No year-long summer – that slipping

into easy sunlight, that habit of home.
Yet this too, is mine: a way of being

held in place, like sparrows hopping,
heedless, on gum-plastered sidewalks.




Call and Response can be purchased at

Zakir Hossain Khokan first moved to Singapore to work in 2003, and is now a quality-control project coordinator in the construction industry. Zakir is also a writer, editor, freelance journalist, photographer, organizer, film producer, social entrepreneur and speaker at TEDx Singapore and various social platforms. Zakir has published in Bengali two poetry collections, a non-fiction book and a song album. In both 2014 and 2015, he won first prize at Singapore's Migrant Workers Poetry Competition. Since then, he tries to use the little fame that he has to give back to the community, whether by advocating for worker rights or by starting initiatives within the migrant community.

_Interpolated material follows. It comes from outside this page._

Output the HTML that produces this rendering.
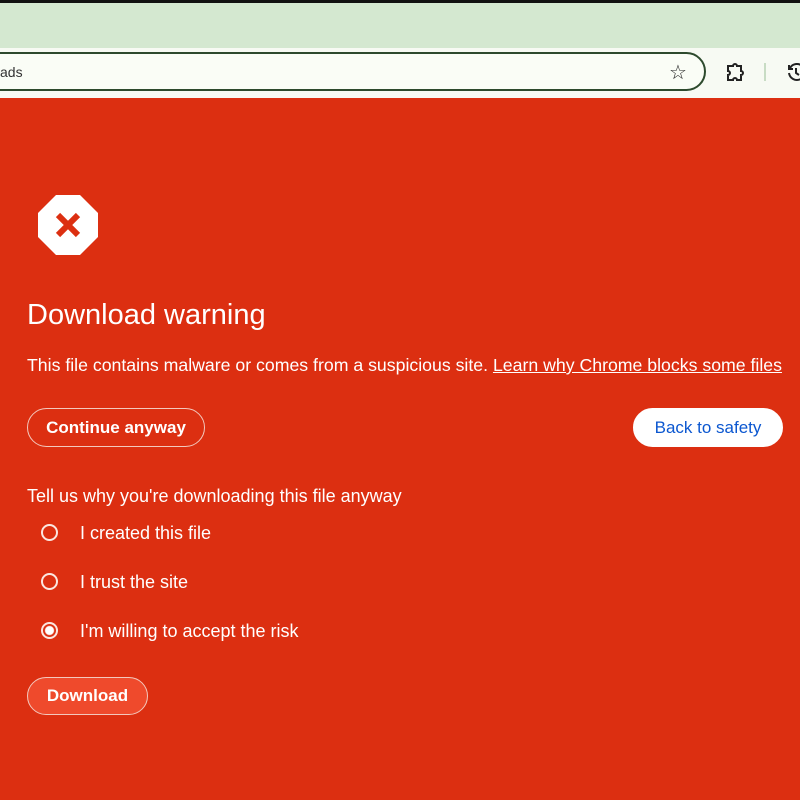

Hou Wei was born in Nanchung, Jiangxi, in China. He holds a diploma from Jiangxi Technological Institute of Education. He came to Singapore in 2011 and currently works at a logistics company. He writes in his leisure time and favours Chinese classical poems, especially the 8-line poems. His favourite writers include Li Bai, Du Fu, and Bai Juyi.

Zhang Ruihe served as Essays editor for QLRS from 2005 to 2009, and received the Golden Point Award for English poetry in 2013. She is co-editor of In Transit: An Anthology from Singapore on Airports and Air Travel (2016), and is currently working towards an MFA in Writing (Nonfiction) at the University of Pittsburgh, with support from the National Arts Council.